As part of a series of amendments to South Africa’s financial laws, crypto-asset service providers will become accountable institutions. A report from the South African Treasury announced further crypto regulations “to be finalized during 2022.”

In brief, the proposed changes will ensure that “any person providing advice or intermediary services related to crypto assets must be recognized as a financial services provider under the act and must comply with the act’s requirements."

Marius Reitz, the Luno crypto platform general manager for South Africa, shed light on the changes, commenting that “credible crypto players welcome regulation,” adding “regulation is a vital part of the cryptocurrency ecosystem.”

Reitz told Cointelegraph:

“Regulation will make it easier for the public to distinguish between licensed and unlicensed crypto service providers and find a safe place to store and buy their cryptocurrencies.”

However, for Hermann Vivier, the founder of Bitcoin Ekasi — a South African Bitcoin Beach-inspired project — it's a different story. He told Cointelegraph that sharper "KYC and AML rules push already marginalized people even further toward the margins of society." And ultimately, “authorities tend to approach the situation with a one-size-fits-all solution, which for many, turns out not to be a solution at all.”

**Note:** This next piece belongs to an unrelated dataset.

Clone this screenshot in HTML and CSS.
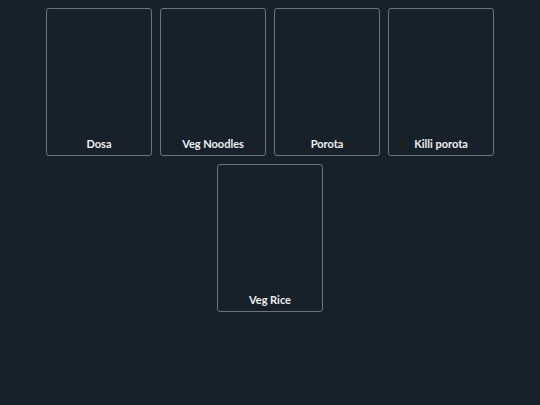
FILE: index.html
```html
<!DOCTYPE html>
<html>
<head>
<meta charset="utf-8">
<link rel="stylesheet" href="styles.css">
</head>
<body>
<div class="grid">
  <div class="card"><span class="name">Dosa</span></div>
  <div class="card"><span class="name">Veg Noodles</span></div>
  <div class="card"><span class="name">Porota</span></div>
  <div class="card"><span class="name">Killi porota</span></div>
  <div class="card"><span class="name">Veg Rice</span></div>
</div>
</body>
</html>
```

FILE: styles.css
```css
html, body {
  margin: 0;
  padding: 0;
  background: #18202a;
  height: 100%;
}
body {
  font-family: Lato, "Noto Sans", sans-serif;
}
.grid {
  display: flex;
  flex-wrap: wrap;
  justify-content: center;
  gap: 8px;
  width: 448px;
  margin: 0 auto;
  padding-top: 8px;
}
.card {
  box-sizing: border-box;
  width: 106px;
  height: 148px;
  border: 1px solid #6c747e;
  border-radius: 3px;
  display: flex;
  align-items: flex-end;
  justify-content: center;
  padding-bottom: 4px;
}
.name {
  color: #eef0f2;
  font-size: 11px;
  font-weight: 700;
  line-height: 14px;
}
```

Bitcoin Ekasi township project. Source: Bitcoin Ekasi Twitter

Vivier told Cointelegraph:

"Ideally, there should be a threshold where people who earn below a certain level require zero compliance/verification, because really, if, for example, that threshold was at R5,000 / month [$330], what possible harm can a person do with that amount?"

Nonetheless, the Treasury’s decision to tighten  “money laundering and terror risk financing controls through crypto assets,” comes as little surprise to Bitcoin Ekasi and other members of the South African cryptocurrency industry.

The South African authorities have previously warned large players such as Binance not to operate in the country. Elsewhere, Unathi Kamlana, the commissioner of South Africa’s Financial Sector Conduct Authority, was vocal on the protection of vulnerable crypto investors.

Luno's skyscraper in Cape Town, ZA. Source: Luno

For Luno, “a notable aspect of the SA Reserve Bank’s approach is that of including industry in its discussions from the very beginning.” The situation for Reitz is clear cut:

“Regulation will also boost the number of formal partnerships between banks and crypto companies, which will facilitate greater crypto adoption.”

Related: South Africa to revise national policy position on cryptocurrency

In further developments, the Treasury report alludes to the “risks posed by so-called stablecoins,” to be addressed later this year. In southern Africa, plans for central bank digital currencies (CBDCs) are public and broadly discussed. Ultimately, a CBDC is a way for governments to better manage money flows, in contrast with private stablecoins such as Tether (USDT).

Reitz is persuaded that South Africa may “see the launch of more CBDCS in 2022,” as South Africa is “investigating a digital currency.” The CBDC could provide a “comfortable space for regulators.”